DelftBlue Policies¶
This page tries to explain some of the policies implemented on DelftBlue.
Disk quota and scratch space¶
We allow each user to use up to 30GB of disk space in their /home
directory, and at most 5TB on /scratch
. Data in the home directory is backed up, data in scratch should be regularly cleaned up. In case the scratch disk becomes too full, ICT may announce an automatic clean-up a few days in advance so that you have time to save important data to your project drive.
Rationale: Data-intensive workflows benefit a lot from the availability of fast scratch storage. All nodes have access to /scratch
(and /home
), so if you explicitly transfer data to DelftBlue (by using the file transfer nodes), you can speed-up the overall execution of the workflow significantly (at least a factor of 10) compared to having every process access the central storage. It may take a one-time effort to adjust your workflow, but afterwards you will reap the fruits! Furthermore, having the data transfer to DelftBlue as a separate job allows you to run multiple applications on the same data (after each other or in parallel).
Jobs are limited to 120 hours¶
The slurm queue currently allows jobs to have a run time of at most 120 hours. In the future, we may introduce a 'long' queue that allows using a smaller number of nodes for longer.
Rationale:
- The machine is still unstable and ICT needs regular maintenance opportunities.
- We want to encourage users to optimize and parallelize their applications: that is the intended use of a supercomputer, after all.
- Regularly checkpointing your application if it runs for more than a few hours should be in your best interest because there is always the risk of a hardware or software failure. Once you have the checkpointing implemented/turned on, it is no longer a problem to restart in case your job did not finish before it hit the time limit.
- having long-running jobs prohibits shorter but more parallel jobs from being scheduled, and as mentioned before, those are the kind of applications that a supercomputer is designed and optimized for.

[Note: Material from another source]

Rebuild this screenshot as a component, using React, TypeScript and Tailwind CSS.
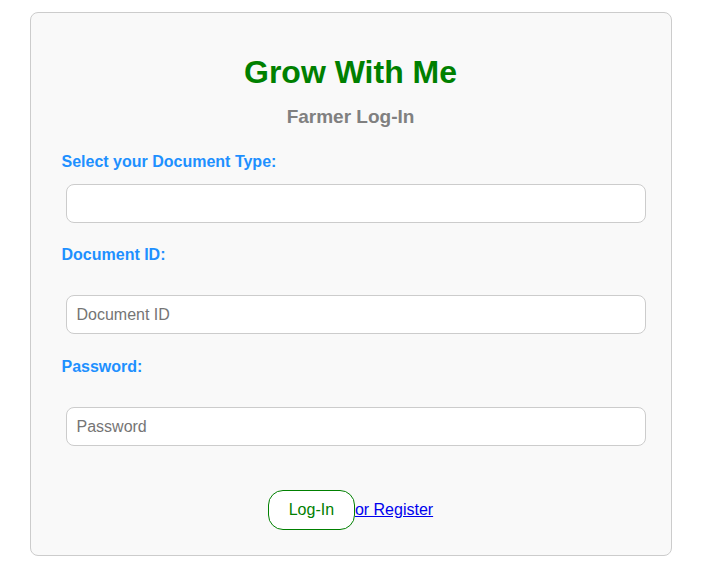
import React from "react";

export default function App() {
  const font = { fontFamily: '"Liberation Sans", Arial, sans-serif' };
  return (
    <div className="min-h-[563px] bg-white pt-3" style={font}>
      <div className="mx-auto w-[642px] rounded-lg border border-[#cccccc] bg-[#f9f9f9] px-[31px] pt-[41px] pb-[25px]">
        <h1 className="text-center text-[32px] leading-[37px] font-bold text-[#008000]">
          Grow With Me
        </h1>
        <h3 className="mt-[15px] text-center text-[19px] leading-[22px] font-bold text-[#808080]">
          Farmer Log-In
        </h3>
        <form onSubmit={(e) => e.preventDefault()}>
          <label className="mt-[25px] block text-[16px] leading-[18px] font-bold text-[#1e90ff]">
            Select your Document Type:
          </label>
          <select className="mt-[13px] ml-[4px] block h-[39px] w-[580px] appearance-none rounded-lg border border-[#cccccc] bg-white px-[10px] text-[16px]">
            <option value=""></option>
          </select>
          <label className="mt-[23px] block text-[16px] leading-[18px] font-bold text-[#1e90ff]">
            Document ID:
          </label>
          <input
            type="text"
            placeholder="Document ID"
            className="mt-[31px] ml-[4px] block h-[39px] w-[580px] rounded-lg border border-[#cccccc] bg-white px-[10px] text-[16px] text-[#333] placeholder:text-[#757575] outline-none"
          />
          <label className="mt-[24px] block text-[16px] leading-[18px] font-bold text-[#1e90ff]">
            Password:
          </label>
          <input
            type="password"
            placeholder="Password"
            className="mt-[31px] ml-[4px] block h-[39px] w-[580px] rounded-lg border border-[#cccccc] bg-white px-[10px] text-[16px] text-[#333] placeholder:text-[#757575] outline-none"
          />
          <div className="mt-[44px] flex items-center justify-center">
            <button
              type="submit"
              className="h-[40px] w-[87px] rounded-[15px] border border-[#008000] bg-white text-[16px] text-[#008000]"
            >
              Log-In
            </button>
            <a href="#" className="text-[16px] text-[#0000ee] underline">
              or Register
            </a>
          </div>
        </form>
      </div>
    </div>
  );
}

Limited number of GPU nodes¶
DelftBlue serves the DCSE community as a whole and is not primarily an AI platform. Due to the limited high-bandwidth memory and the relatively complex programming of GPUs, their use is not mainstream in CS&E. Furthermore, the availablility of many compute nodes makes it easier to accomodate many users at the same time.
The design of the system and selection of hardware was based on input from all groups of DCSE, and at this level decisions on future hardware investments will be made.